Me ha gustado más el lenguaje, el uso de la lengua, con adjetivos inesperados y sustanciosos en las descripciones, con un teñido de anacronismo en la retórica de la mirada y en el tejido textual que depara sorpresas y gozos. Con ese lenguaje construye Zúñiga su realismo distinto, cosido artesanalmente a mano, creando una lente reticular imprevista para contemplar la realidad que aborda. Por ejemplo, una habitación que le gusta a Cosme tiene un ambiente “pobre y sincero”. Nunca esperé encontrar sinceridad en el ambiente de una habitación, pero está muy bien dicho.

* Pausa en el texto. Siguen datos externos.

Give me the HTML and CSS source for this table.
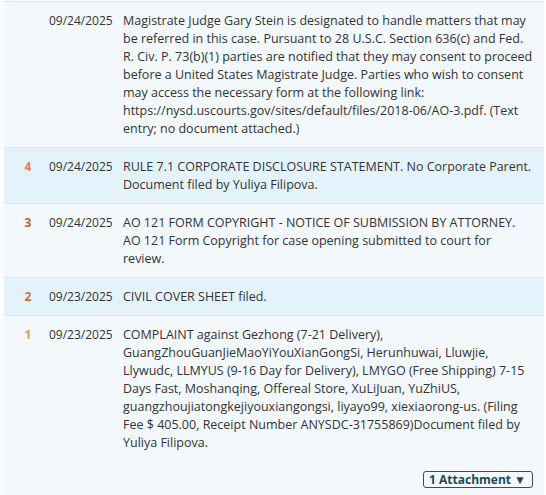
FILE: index.html
```html
<!DOCTYPE html>
<html lang="en">
<head>
    <meta charset="UTF-8">
    <meta name="viewport" content="width=device-width, initial-scale=1.0">
    <title>Docket Entries</title>
    <link rel="stylesheet" href="styles.css">
</head>
<body>
    <div class="docket">
        <div class="entry">
            <div class="entry-num"></div>
            <div class="entry-date">09/24/2025</div>
            <div class="entry-text">
                <p>Magistrate Judge Gary Stein is designated to handle matters that may be referred in this case. Pursuant to 28 U.S.C. Section 636(c) and Fed.<br>R. Civ. P. 73(b)(1) parties are notified that they may consent to proceed before a United States Magistrate Judge. Parties who wish to consent may access the necessary form at the following link: https://nysd.uscourts.gov/sites/default/files/2018-06/AO-3.pdf. (Text entry; no document attached.)</p>
            </div>
        </div>

        <div class="entry alt">
            <div class="entry-num num-4">4</div>
            <div class="entry-date">09/24/2025</div>
            <div class="entry-text">
                <p>RULE 7.1 CORPORATE DISCLOSURE STATEMENT. No Corporate Parent. Document filed by Yuliya Filipova.</p>
            </div>
        </div>

        <div class="entry">
            <div class="entry-num num-3">3</div>
            <div class="entry-date">09/24/2025</div>
            <div class="entry-text">
                <p>AO 121 FORM COPYRIGHT - NOTICE OF SUBMISSION BY ATTORNEY. AO 121 Form Copyright for case opening submitted to court for review.</p>
            </div>
        </div>

        <div class="entry alt">
            <div class="entry-num num-2">2</div>
            <div class="entry-date">09/23/2025</div>
            <div class="entry-text">
                <p>CIVIL COVER SHEET filed.</p>
            </div>
        </div>

        <div class="entry">
            <div class="entry-num num-1">1</div>
            <div class="entry-date">09/23/2025</div>
            <div class="entry-text">
                <p>COMPLAINT against Gezhong (7-21 Delivery), GuangZhouGuanJieMaoYiYouXianGongSi, Herunhuwai, Lluwjie, Llywudc, LLMYUS (9-16 Day for Delivery), LMYGO (Free Shipping) 7-15 Days Fast, Moshanqing, Offereal Store, XuLiJuan, YuZhiUS, guangzhoujiatongkejiyouxiangongsi, liyayo99, xiexiaorong-us. (Filing Fee $ 405.00, Receipt Number ANYSDC-31755869)Document filed by Yuliya Filipova.</p>
                <button class="attach-btn">1 Attachment &#9660;</button>
            </div>
        </div>
    </div>
</body>
</html>
```

FILE: styles.css
```css
body {
    font-family: 'Open Sans', 'Noto Sans', sans-serif;
    font-size: 12px;
    line-height: 18px;
    margin: 0;
    padding: 0;
    background-color: #fbfdfe;
    color: #333;
}
.docket {
    margin: 1px 2px 0 4px;
    border-top: 1px solid #d3e8f3;
}
.entry {
    display: grid;
    grid-template-columns: 32px 69px 1fr;
    column-gap: 5px;
    padding: 10px 6px 9px 8px;
    background-color: #f2f8fc;
    border-bottom: 1px solid #d3e8f3;
}
.entry.alt {
    background-color: #e4f3fb;
}
.entry-num {
    text-align: center;
    font-weight: bold;
}
.num-4 {
    color: #d9825a;
}
.num-3 {
    color: #c6622f;
}
.num-2 {
    color: #c7703f;
}
.num-1 {
    color: #d3a24c;
}
.entry-text {
    display: flex;
    flex-direction: column;
    font-size: 12.5px;
}
.entry-text p {
    margin: 0;
    max-width: 411px;
}
.attach-btn {
    align-self: flex-end;
    margin: 19px 5px 0 0;
    padding: 0 6px 0 5px;
    height: 17px;
    font-family: 'Open Sans', sans-serif;
    font-size: 12px;
    font-weight: bold;
    line-height: 15px;
    color: #1e4756;
    background-color: #f2f8fc;
    border: 1px solid #2a5464;
    border-radius: 3px;
    cursor: pointer;
}
```
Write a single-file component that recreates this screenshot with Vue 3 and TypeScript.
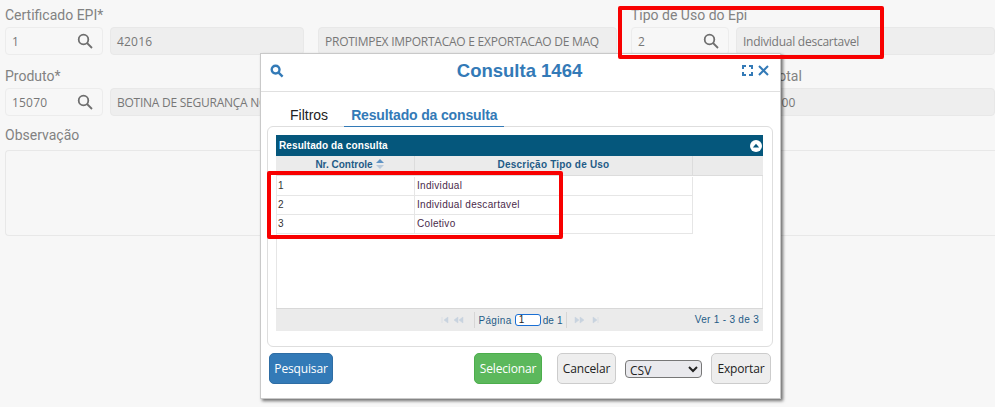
<script setup lang="ts">
const rows: [string, string][] = [
  ['1', 'Individual'],
  ['2', 'Individual descartavel'],
  ['3', 'Coletivo'],
]
</script>

<template>
  <div class="page">
    <div class="form">
      <div class="row">
        <div class="field w98">
          <label>Certificado EPI*</label>
          <div class="input num"><span>1</span><svg class="lens" viewBox="0 0 16 16"><circle cx="6.5" cy="6.5" r="4.8" /><path d="M10 10l5 5" /></svg></div>
        </div>
        <div class="field w194">
          <label>&nbsp;</label>
          <div class="input ro num"><span>42016</span></div>
        </div>
        <div class="field w299 ml">
          <label>&nbsp;</label>
          <div class="input ro"><span>PROTIMPEX IMPORTACAO E EXPORTACAO DE MAQ</span></div>
        </div>
        <div class="field w98 ml">
          <label>Tipo de Uso do Epi</label>
          <div class="input num"><span>2</span><svg class="lens" viewBox="0 0 16 16"><circle cx="6.5" cy="6.5" r="4.8" /><path d="M10 10l5 5" /></svg></div>
        </div>
        <div class="field grow">
          <label>&nbsp;</label>
          <div class="input ro"><span>Individual descartavel</span></div>
        </div>
      </div>
      <div class="row">
        <div class="field w98">
          <label>Produto*</label>
          <div class="input num"><span>15070</span><svg class="lens" viewBox="0 0 16 16"><circle cx="6.5" cy="6.5" r="4.8" /><path d="M10 10l5 5" /></svg></div>
        </div>
        <div class="field w500">
          <label>&nbsp;</label>
          <div class="input ro"><span>BOTINA DE SEGURANÇA NOBUCK</span></div>
        </div>
        <div class="field grow total">
          <label>Valor Total</label>
          <div class="input ro num"><span>100,00</span></div>
        </div>
      </div>
      <div class="obs">
        <label>Observação</label>
        <div class="area"></div>
      </div>
    </div>

    <div class="modal">
      <header class="m-head">
        <svg class="m-search" viewBox="0 0 14 14"><circle cx="5.6" cy="5.6" r="3.9" /><path d="M8.6 8.6l4 4" /></svg>
        <h1>Consulta 1464</h1>
        <div class="m-tools">
          <svg class="m-expand" viewBox="0 0 11 11"><path d="M1 4V1h3M7 1h3v3M10 7v3H7M4 10H1V7" /></svg>
          <svg class="m-close" viewBox="0 0 11 11"><path d="M1 1l9 9M10 1l-9 9" /></svg>
        </div>
      </header>
      <div class="m-body">
        <nav class="tabs">
          <a class="tab">Filtros</a>
          <a class="tab active">Resultado da consulta</a>
        </nav>
        <section class="panel">
          <div class="grid">
            <div class="g-title">
              <span>Resultado da consulta</span>
              <svg class="collapse" viewBox="0 0 12 12"><circle cx="6" cy="6" r="6" fill="#fff" /><path d="M2.8 7.4L6 3.8l3.2 3.6z" fill="#05577c" /></svg>
            </div>
            <div class="g-head">
              <div class="c1"><span class="nr">Nr. Controle</span> <svg class="sort" viewBox="0 0 8 10"><path d="M4 0l4 4H0z" fill="#5f93c4" /><path d="M4 10L0 6h8z" fill="#b9c9da" /></svg></div>
              <div class="c2">Descrição Tipo de Uso</div>
              <div class="c3"></div>
            </div>
            <div class="g-body">
              <div v-for="r in rows" :key="r[0]" class="g-row">
                <div class="c1">{{ r[0] }}</div>
                <div class="c2">{{ r[1] }}</div>
              </div>
            </div>
            <div class="pager">
              <div class="p-center">
                <svg class="p-ico" viewBox="0 0 26 8"><path d="M1 1v6M3 4l4-3v6zM18 4l4-3v6zM13 4l4-3v6z" /></svg>
                <i class="sep"></i>
                <span>Página</span><span class="p-input">1</span><span class="p-of">de 1</span>
                <i class="sep"></i>
                <svg class="p-ico" viewBox="0 0 26 8"><path d="M1 1l4 3-4 3zM6 1l4 3-4 3zM19 1l4 3-4 3zM24 1v6" /></svg>
              </div>
              <span class="p-info">Ver 1 - 3 de 3</span>
            </div>
          </div>
        </section>
        <footer class="actions">
          <button class="btn primary">Pesquisar</button>
          <button class="btn success">Selecionar</button>
          <button class="btn cancel">Cancelar</button>
          <select class="fmt"><option>CSV</option></select>
          <button class="btn export">Exportar</button>
        </footer>
      </div>
    </div>

    <div class="mark mark-a"></div>
    <div class="mark mark-b"></div>
  </div>
</template>

<style>
html, body { margin: 0; background: #f7f7f7; }
</style>

<style scoped>
.page {
  position: relative;
  width: 995px;
  height: 407px;
  overflow: hidden;
  background: #f7f7f7;
  font-family: "Open Sans", sans-serif;
  color: #777;
}
.form { padding: 5px 0 0 5px; }
.row { display: flex; gap: 7px; margin-bottom: 11px; }
.field { display: flex; flex-direction: column; flex: none; min-width: 0; }
.w98 { width: 98px; }
.w194 { width: 194px; }
.w299 { width: 299px; }
.w500 { width: 619px; }
.ml { margin-left: 7px; }
.grow { flex: 1; min-width: 0; }
label {
  display: block;
  height: 22px;
  line-height: 20px;
  font-family: Roboto, sans-serif;
  font-size: 14px;
  color: #828282;
  white-space: nowrap;
}
.input {
  box-sizing: border-box;
  height: 28px;
  display: flex;
  align-items: center;
  justify-content: space-between;
  padding: 0 9px 0 6px;
  border: 1px solid #ececec;
  border-radius: 4px;
  font-size: 12px;
  letter-spacing: -0.25px;
  color: #777;
  white-space: nowrap;
  overflow: hidden;
}
.input.num { letter-spacing: 0.2px; }
.input.ro { background: #eee; border-color: #e8e8e8; }
.lens { width: 16px; height: 16px; flex: none; fill: none; stroke: #6f6f6f; stroke-width: 1.8; }
.total .input { padding-left: 20px; }
.total label { margin-left: -1px; }
.obs { margin-top: -1px; }
.obs label { height: 24px; line-height: 19px; }
.area {
  box-sizing: border-box;
  height: 86px;
  border: 1px solid #e8e8e8;
  border-right: 0;
  border-radius: 4px 0 0 4px;
}

.modal {
  position: absolute;
  left: 260px;
  top: 53px;
  box-sizing: border-box;
  width: 521px;
  height: 346px;
  background: #fff;
  border: 1px solid #c9c9c9;
  box-shadow: 2px 2px 3px rgba(0, 0, 0, 0.55);
  display: flex;
  flex-direction: column;
}
.m-head {
  position: relative;
  flex: none;
  box-sizing: border-box;
  height: 38px;
  padding-bottom: 3px;
  border-bottom: 1px solid #e0e0e0;
  display: flex;
  align-items: center;
  justify-content: center;
}
h1 {
  margin: 0 2px 0 0;
  font-family: "Liberation Sans", sans-serif;
  font-size: 18.5px;
  font-weight: 700;
  color: #337ab7;
}
.m-search {
  position: absolute;
  left: 9px;
  top: 10px;
  width: 14px;
  height: 14px;
  fill: none;
  stroke: #337ab7;
  stroke-width: 2.4;
}
.m-tools {
  position: absolute;
  right: 11px;
  top: 11px;
  display: flex;
  gap: 5px;
  align-items: center;
}
.m-expand { width: 11px; height: 11px; fill: none; stroke: #337ab7; stroke-width: 2; }
.m-close { width: 11px; height: 11px; fill: none; stroke: #337ab7; stroke-width: 2; }
.m-body { flex: 1; padding: 0 7px 0 6px; display: flex; flex-direction: column; min-height: 0; }
.tabs { display: flex; height: 35px; padding-left: 23px; align-items: flex-end; gap: 16px; flex: none; position: relative; z-index: 1; }
.tab {
  font-family: "Liberation Sans", sans-serif;
  font-size: 14px;
  line-height: 20px;
  color: #222;
  padding: 0 0 2px;
}
.tab.active {
  color: #337ab7;
  font-weight: 700;
  letter-spacing: -0.15px;
  padding: 0 7px 1px;
  border-bottom: 1px solid #337ab7;
}
.panel {
  box-sizing: border-box;
  flex: none;
  height: 221px;
  margin-top: -1px;
  padding: 8px 9px 0 8px;
  border: 1px solid #dedede;
  border-radius: 6px;
}
.grid { font-family: "Liberation Sans", sans-serif; font-size: 10px; }
.g-title {
  height: 21px;
  background: #05577c;
  color: #fff;
  font-weight: 700;
  display: flex;
  align-items: center;
  justify-content: space-between;
  padding: 0 1px 0 3px;
  letter-spacing: 0.1px;
}
.collapse { width: 12px; height: 12px; }
.g-head {
  display: flex;
  height: 20px;
  background: #ebebeb;
  color: #1f5b87;
  font-weight: 700;
  border-bottom: 1px solid #dcdcdc;
  box-sizing: border-box;
  text-align: center;
  line-height: 18px;
  letter-spacing: 0.2px;
}
.c1 { box-sizing: border-box; width: 139px; border-right: 1px solid #dcdcdc; }
.g-head .c1 { padding-left: 9px; }
.nr { letter-spacing: 0; }
.c2 { box-sizing: border-box; width: 278px; border-right: 1px solid #dcdcdc; }
.c3 { flex: 1; }
.sort { width: 8px; height: 10px; vertical-align: -1px; }
.g-body {
  height: 132px;
  padding-top: 1px;
  border-left: 1px solid #e6e6e6;
  border-right: 1px solid #e6e6e6;
  box-sizing: border-box;
}
.g-row {
  display: flex;
  width: 416px;
  height: 19px;
  box-sizing: border-box;
  border-bottom: 1px solid #e6e6e6;
  line-height: 18px;
  color: #333;
  letter-spacing: 0.3px;
}
.g-row .c1 { padding-left: 1px; width: 138px; border-right-color: #e6e6e6; }
.g-row .c2 { padding-left: 2px; border-right-color: #e6e6e6; color: #4a2a4a; }
.pager {
  position: relative;
  height: 23px;
  background: #ebebeb;
  border-top: 1px solid #d8d8d8;
  box-sizing: border-box;
  display: flex;
  align-items: center;
  justify-content: center;
  color: #1f5b87;
  font-size: 10px;
  letter-spacing: 0.35px;
}
.p-center { display: flex; align-items: center; gap: 3px; padding-left: 2px; }
.p-ico { width: 26px; height: 8px; margin: 0 4px; }
.p-ico path { fill: #c8d3df; stroke: #c8d3df; stroke-width: 0.5; }
.sep { width: 1px; height: 16px; background: #d6d6d6; }
.p-input {
  box-sizing: border-box;
  width: 26px;
  height: 12px;
  line-height: 9px;
  border: 1.5px solid #1a6fd4;
  border-radius: 3px;
  background: #fff;
  color: #222;
  padding-left: 3px;
}
.p-of { letter-spacing: 0.1px; margin-left: -1px; }
.p-info { position: absolute; right: 4px; top: 5px; letter-spacing: 0.3px; }
.actions { position: relative; flex: 1; display: flex; align-items: flex-start; padding-top: 6px; }
.btn {
  box-sizing: border-box;
  height: 31px;
  border: 1px solid #ccc;
  border-radius: 5px;
  font-family: "Open Sans", sans-serif;
  font-size: 12px;
  letter-spacing: -0.15px;
  padding: 0;
  color: #222;
  background: #eee;
}
.primary { width: 64px; margin-left: 2px; background: #337ab7; border-color: #2e6da4; color: #fff; }
.success { width: 68px; margin-left: 141px; background: #5cb85c; border-color: #4cae4c; color: #fff; }
.cancel { width: 59px; margin-left: 15px; }
.fmt {
  box-sizing: border-box;
  width: 77px;
  height: 18px;
  margin: 7px 0 0 9px;
  padding: 0;
  border: 1px solid #777;
  border-radius: 4px;
  background-color: #e9e9ed;
  font-family: "Open Sans", sans-serif;
  font-size: 12px;
  color: #222;
}
.export { width: 60px; margin-left: 9px; }

.mark {
  position: absolute;
  box-sizing: border-box;
  border: 4px solid #f80000;
  border-radius: 2px;
  pointer-events: none;
}
.mark-a { left: 618px; top: 6px; width: 266px; height: 53px; }
.mark-b { left: 267px; top: 171px; width: 296px; height: 68px; }
</style>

Cuando Cosme va a la casa de Carlos en las afueras, se describe así el panorama: “Cruzó descampados y bordeó huertecillos, cercados con maderas y alambres y latas clavadas de pie. A lo lejos oía los ruidos del frente que nunca cesaban a pesar de haber tranquilidad aquellos días. Gente miserablemente vestida pasaba cerca de él llevando sacos a la espalda. En las puertas de las casuchas que formaban el barrio, había niños jugando y mujeres sentadas, cosiendo. Hacía sol, pero aquellas casas de una sola planta, con ventanucas colgadas de ropas, tenían una luz triste y desolada”.
Huertecillos y ventanucas. Sin que las “casuchas” lo desmientan del todo, hay una cierta amabilización en el uso del diminutivo. Esa amabilización (engañosa) entra en tensión con el carácter más crudamente realista del resto de la estampa, que aún puede decantarse hacia la tristeza y desolación de la luz. Esa tensión me parece típica del modo con el que Juan Eduardo Zúñiga aborda el realismo.